Una imagen es un recorte intencionado del mundo que nos rodea que llega a tomar entidad en sí misma. Esa entidad, esa imagen, puede ser poderosa porque impone significado y sentido de golpe a quien la ve, y lo hace por medio de dos cualidades de lo visual:

Primero, que sus partes actúan como palabras que articulan informaciones a modo de texto.

Segundo que la fuerza que despierta la construcción de ese todo discursivo instantáneo, sintético, orgánico y organizado confunde las percepciones del espectador, naturalizando o presentando como real y con sentido un ensamble de fragmentos.

Al lograr este ensamble, la imagen despierta en quien la observa un discurso o historia que es comprendida por el espectador en su forma sintética de mito, de una narración que presenta un causa y efecto y que deja siempre una conclusión. Este hecho produce socialmente que la imagen y su mito interpelen, es decir, cuestionen o refuercen con su presencia la forma de ver la realidad y la identidad del observador al obligarlo a él o ella a explicarse a sí mismo en sus posturas a partir de su pertenencia diferencial con otras imágenes asumidas como propias, es decir, con otras conclusiones, otras historias e identificaciones colectivas.
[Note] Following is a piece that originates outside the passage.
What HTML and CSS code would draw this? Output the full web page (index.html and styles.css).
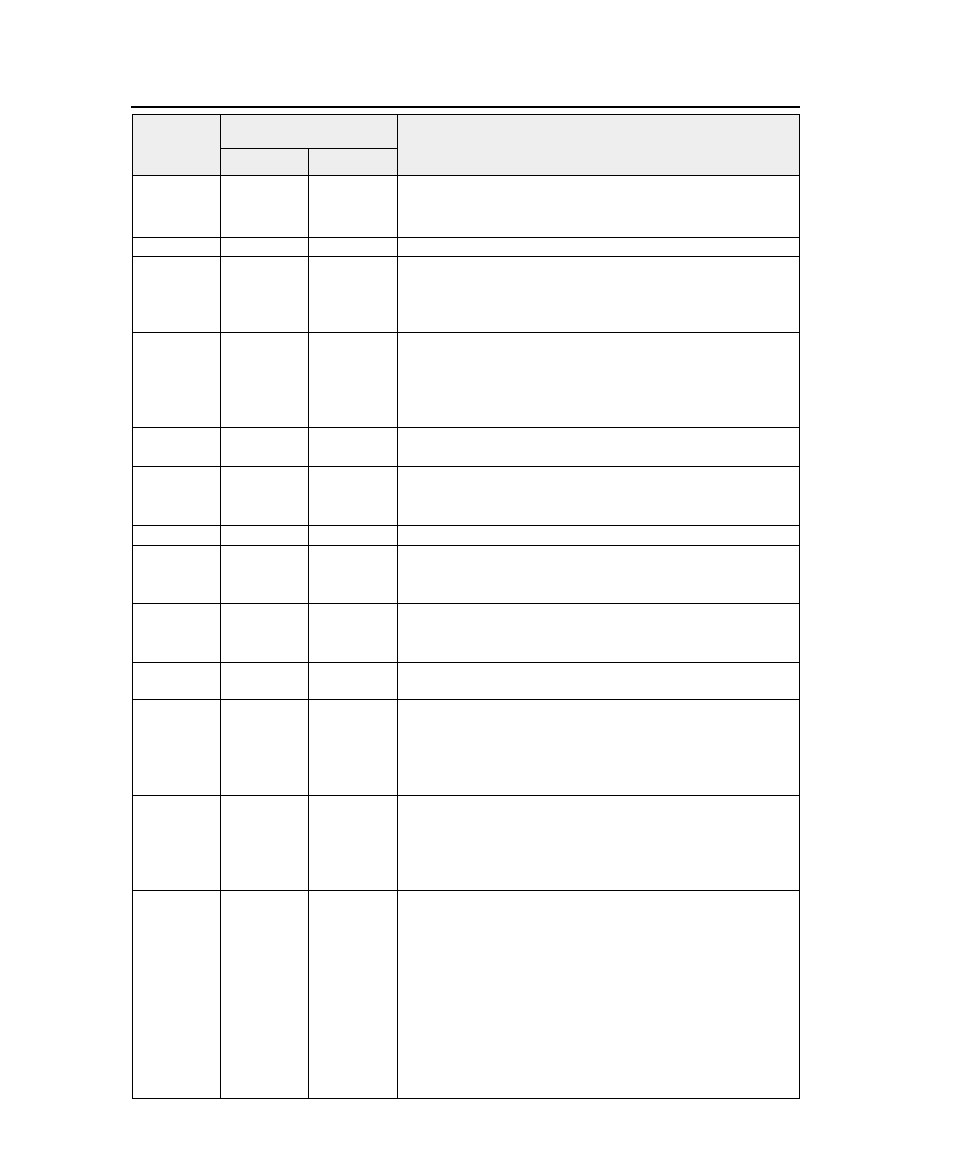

Así, se puede pensar a la relación entre imagen e identidad como un proceso dinámico que lleva a cerrar o estructurar totalidades como las identidades de personas, organizaciones, empresas u objetos. Un proceso de confrontación en entre las imágenes que se van tomando como propias y el resto de las imágenes, identidades y conceptos existentes. Una puja dinámica y no inocente que deja al descubierto ideas, valores, creencias e intereses. Es en esta puja, y como plantea Foucault, que el diseño llega a ser poderoso al acceder al dominio de otros discursos.